El caso es que un día cualquiera, como podía haber sido cualquier otro día, como cuando en una serie de televisión cambian a un actor que se va por otro que se le parece y esperan que no nos demos cuenta, esta señora fue de golpe sustituída por un individuo alto y huesudo de cuarenta y pocos con pantalón de chándal y cadena de oro al cuello. Pero sin lugar a dudas lo que más destaca de este personaje, y destaca a cualquier hora del día o de la noche, es su voz. Una de las voces más cascadas de los Países Bajos sino la que más, que encima no se corta un pelo a la hora de radiar decibelios. Como estar dentro de la tienda es aburrido, ha cogido la costumbre de sacarse una banquetilla a la puerta y pasar allí la jornada entera, hablando, riendo, haciendo bailecitos o lo que sea que se pase por su cabeza a todo aquél que se le cruza por delante. Y si es mujer doble ración. Sucede también que esta persona estuvo muchos años viviendo en mi país y habla nuestro idioma con bastante decencia, por lo que no hay mañana que me libre de mantener una pequeña conversación cuando atravieso su esquina para ir a trabajar. Ni de invitaciones a café en el estanco. Que últimamente se han transmutado en invitaciones a cubatas en el estanco. Encima, como sucede con Jon Snow, su guardia nunca termina. Tras echar el cierre se marcha a su casa... y a la media hora vuelve a su mismo puesto callejero, que ya echaba de menos. Con dos perros. Y ahí se quedan los tres ladrando hasta bien entrada la madrugada. El por qué ha escogido precisamente ESE punto concreto para pasar en él todas las horas de su vida, lo desconozco.
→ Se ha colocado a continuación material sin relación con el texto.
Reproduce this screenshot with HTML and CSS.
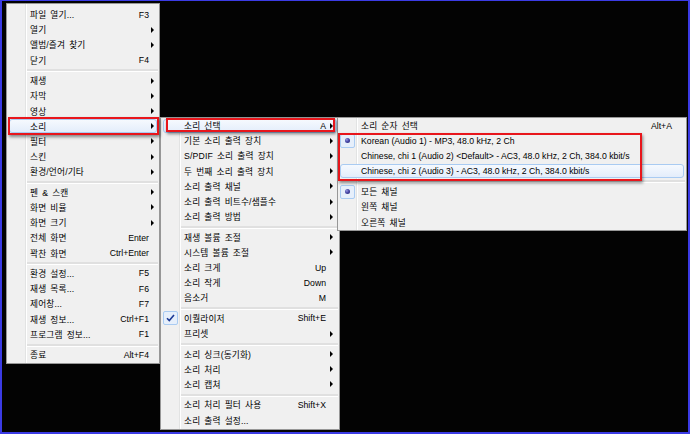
FILE: index.html
```html
<!DOCTYPE html>
<html lang="ko">
<head>
<meta charset="utf-8">
<title>메뉴</title>
<link rel="stylesheet" href="styles.css">
</head>
<body>
<div class="screen">
  <div class="menu m1">
    <div class="item"><span class="label">파일 열기...</span><span class="key">F3</span><span class="arr"></span></div>
    <div class="item sub"><span class="label">열기</span><span class="arr"></span></div>
    <div class="item sub"><span class="label">앨범/즐겨 찾기</span><span class="arr"></span></div>
    <div class="item"><span class="label">닫기</span><span class="key">F4</span><span class="arr"></span></div>
    <div class="sep"></div>
    <div class="item sub"><span class="label">재생</span><span class="arr"></span></div>
    <div class="item sub"><span class="label">자막</span><span class="arr"></span></div>
    <div class="item sub"><span class="label">영상</span><span class="arr"></span></div>
    <div class="item sub hot"><span class="label">소리</span><span class="arr"></span></div>
    <div class="item sub"><span class="label">필터</span><span class="arr"></span></div>
    <div class="item sub"><span class="label">스킨</span><span class="arr"></span></div>
    <div class="item sub"><span class="label">환경/언어/기타</span><span class="arr"></span></div>
    <div class="sep"></div>
    <div class="item sub"><span class="label">펜 &amp; 스캔</span><span class="arr"></span></div>
    <div class="item sub"><span class="label">화면 비율</span><span class="arr"></span></div>
    <div class="item sub"><span class="label">화면 크기</span><span class="arr"></span></div>
    <div class="item"><span class="label">전체 화면</span><span class="key">Enter</span><span class="arr"></span></div>
    <div class="item"><span class="label">꽉찬 화면</span><span class="key">Ctrl+Enter</span><span class="arr"></span></div>
    <div class="sep"></div>
    <div class="item"><span class="label">환경 설정...</span><span class="key">F5</span><span class="arr"></span></div>
    <div class="item"><span class="label">재생 목록...</span><span class="key">F6</span><span class="arr"></span></div>
    <div class="item"><span class="label">제어창...</span><span class="key">F7</span><span class="arr"></span></div>
    <div class="item"><span class="label">재생 정보...</span><span class="key">Ctrl+F1</span><span class="arr"></span></div>
    <div class="item"><span class="label">프로그램 정보...</span><span class="key">F1</span><span class="arr"></span></div>
    <div class="sep"></div>
    <div class="item"><span class="label">종료</span><span class="key">Alt+F4</span><span class="arr"></span></div>
  </div>

  <div class="menu m2">
    <div class="item sub hot"><span class="label">소리 선택</span><span class="key">A</span><span class="arr"></span></div>
    <div class="item sub"><span class="label">기본 소리 출력 장치</span><span class="arr"></span></div>
    <div class="item sub"><span class="label">S/PDIF 소리 출력 장치</span><span class="arr"></span></div>
    <div class="item sub"><span class="label">두 번째 소리 출력 장치</span><span class="arr"></span></div>
    <div class="item sub"><span class="label">소리 출력 채널</span><span class="arr"></span></div>
    <div class="item sub"><span class="label">소리 출력 비트수/샘플수</span><span class="arr"></span></div>
    <div class="item sub"><span class="label">소리 출력 방법</span><span class="arr"></span></div>
    <div class="sep"></div>
    <div class="item sub"><span class="label">재생 볼륨 조절</span><span class="arr"></span></div>
    <div class="item sub"><span class="label">시스템 볼륨 조절</span><span class="arr"></span></div>
    <div class="item"><span class="label">소리 크게</span><span class="key">Up</span><span class="arr"></span></div>
    <div class="item"><span class="label">소리 작게</span><span class="key">Down</span><span class="arr"></span></div>
    <div class="item"><span class="label">음소거</span><span class="key">M</span><span class="arr"></span></div>
    <div class="sep"></div>
    <div class="item"><span class="mark"><svg width="9" height="8" viewBox="0 0 9 8"><path d="M1 4.3 L3.3 6.6 L8 1" fill="none" stroke="#1c3a96" stroke-width="1.6"/></svg></span><span class="label">이퀄라이저</span><span class="key">Shift+E</span><span class="arr"></span></div>
    <div class="item sub"><span class="label">프리셋</span><span class="arr"></span></div>
    <div class="sep"></div>
    <div class="item sub"><span class="label">소리 싱크(동기화)</span><span class="arr"></span></div>
    <div class="item sub"><span class="label">소리 처리</span><span class="arr"></span></div>
    <div class="item sub"><span class="label">소리 캡쳐</span><span class="arr"></span></div>
    <div class="sep"></div>
    <div class="item"><span class="label">소리 처리 필터 사용</span><span class="key">Shift+X</span><span class="arr"></span></div>
    <div class="item"><span class="label">소리 출력 설정...</span><span class="arr"></span></div>
  </div>

  <div class="menu m3">
    <div class="item"><span class="label ko">소리 순자 선택</span><span class="key">Alt+A</span><span class="arr"></span></div>
    <div class="item"><span class="mark"><span class="dot"></span></span><span class="label">Korean (Audio 1) - MP3, 48.0 kHz, 2 Ch</span><span class="arr"></span></div>
    <div class="item"><span class="label">Chinese, chi 1 (Audio 2) &lt;Default&gt; - AC3, 48.0 kHz, 2 Ch, 384.0 kbit/s</span><span class="arr"></span></div>
    <div class="item hot"><span class="label">Chinese, chi 2 (Audio 3) - AC3, 48.0 kHz, 2 Ch, 384.0 kbit/s</span><span class="arr"></span></div>
    <div class="sep"></div>
    <div class="item"><span class="mark"><span class="dot"></span></span><span class="label ko">모든 채널</span><span class="arr"></span></div>
    <div class="item"><span class="label ko">왼쪽 채널</span><span class="arr"></span></div>
    <div class="item"><span class="label ko">오른쪽 채널</span><span class="arr"></span></div>
  </div>

  <div class="note n1"></div>
  <div class="note n2"></div>
  <div class="note n3"></div>
</div>
</body>
</html>
```

FILE: styles.css
```css
* { box-sizing: border-box; margin: 0; padding: 0; }
html, body { width: 690px; height: 434px; overflow: hidden; background: #000; }
body {
  font-family: "Liberation Sans", "Noto Sans CJK KR", sans-serif;
  font-size: 8.7px;
  color: #000;
}
.screen { position: relative; width: 690px; height: 434px; background: #030303; overflow: hidden; }
.screen::after {
  content: ""; position: absolute; inset: 0;
  border-style: solid; border-color: #3b3be4; border-width: 1px 2px 2px 2px;
  pointer-events: none; z-index: 10;
}

.menu {
  position: absolute;
  display: flex; flex-direction: column;
  border: 1px solid #979797;
  background:
    linear-gradient(to right, transparent 18px, #e2e3e3 18px, #e2e3e3 19px, #ffffff 19px, #ffffff 20px, transparent 20px),
    #f0f0f0;
}
.m1 { left: 6px; top: 3px; width: 154px; padding: 3px 0 0.4px; --aw: 10px; --ax: 2px; }
.m2 { left: 160px; top: 117px; width: 180px; padding: 0 0 1px; --aw: 13px; --ax: 4px; }
.m3 { left: 337px; top: 117px; width: 350px; padding: 0 0 0.3px; --aw: 14px; --ax: 4px; }

.item {
  position: relative;
  display: flex; align-items: center;
  height: 15.2px;
  padding-left: 23px;
  white-space: nowrap;
}
.label { flex: 1; position: relative; }
.m1 .label, .m2 .label, .m3 .ko { word-spacing: 1.5px; letter-spacing: 0.15px; }
.key { position: relative; }
.arr { position: relative; width: var(--aw); align-self: stretch; }
.sub .arr::after {
  content: ""; position: absolute; left: var(--ax); top: 50%; margin-top: -3px;
  border-left: 3px solid #000; border-top: 3px solid transparent; border-bottom: 3px solid transparent;
}

.hot::before {
  content: ""; position: absolute; left: 2px; right: 2px; top: 0.5px; bottom: 0.5px;
  border: 1px solid #a9cbf2; border-radius: 3px;
  background: linear-gradient(#f5f9fe, #e3edfb);
}

.sep { position: relative; height: 5.3px; margin: 0 1px 0 20px; }
.sep::after {
  content: ""; position: absolute; left: 0; right: 0; top: 1.7px; height: 2px;
  background: #e0e0e0; border-bottom: 1px solid #ffffff;
}

.mark {
  position: absolute; left: 2px; top: 0.5px; width: 15px; height: 14px;
  border: 1px solid #a9cbf2; border-radius: 2px;
  background: #e6effb;
  display: flex; align-items: center; justify-content: center;
}
.mark svg { display: block; }
.dot {
  width: 5px; height: 5px; border-radius: 50%;
  background: radial-gradient(circle at 35% 35%, #9a9ae0 0, #4848a8 45%, #20206e 100%);
}

.note {
  position: absolute;
  border: 2px solid #e8161c;
  box-shadow: 1px 2px 3px rgba(0, 0, 0, 0.45);
  z-index: 5;
}
.n1 { left: 8px; top: 117px; width: 151px; height: 18px; }
.n2 { left: 166px; top: 118px; width: 169px; height: 14px; }
.n3 { left: 338px; top: 133px; width: 304px; height: 48px; }
```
Como no podía ser de otra manera, todos estos personajes de la acera pronto hicieron piña. Y así, cuando España y Holanda se volvieron a enfrentaren el mundial de fútbol de este año, el vecino del cigarro en la oreja ornó su fragmento de la acera con un falso techo de banderines naranjas, abrió su ventana para despejar el campo visual hasta su televisor y colocó siete u ocho sillas de plástico en derredor. Y tanto su familia como el del estanco, los del coffeeshop y otros espontáneos vieron en partido desde la calle y en compañía. Así están las cosas en este rincón de la ¿ciudad?. El otro día uno de ellos levantó la vista hacia mis ventanas y me saludó con la mano mientras comía. La cosa está empezando a volverse estresante y además muy, muy perjudicial para mis horas de sueño. En las noches de verano, cuando uno vuelve a casa después de haber dado las buenas noches de rigor al portero y ha de abrir la ventana para no asfixiarse, los mosquitos o el aroma a porro no es lo único que se cuela en el dormitorio. Las voces constantes que ascienden desde la calle y que parecen resonar desde la propia habitación cuando empiezas a dormirte hacen que ahora mismo escriba este texto con ojeras permanentes. ¡Que se acabe el verano ya, por favor!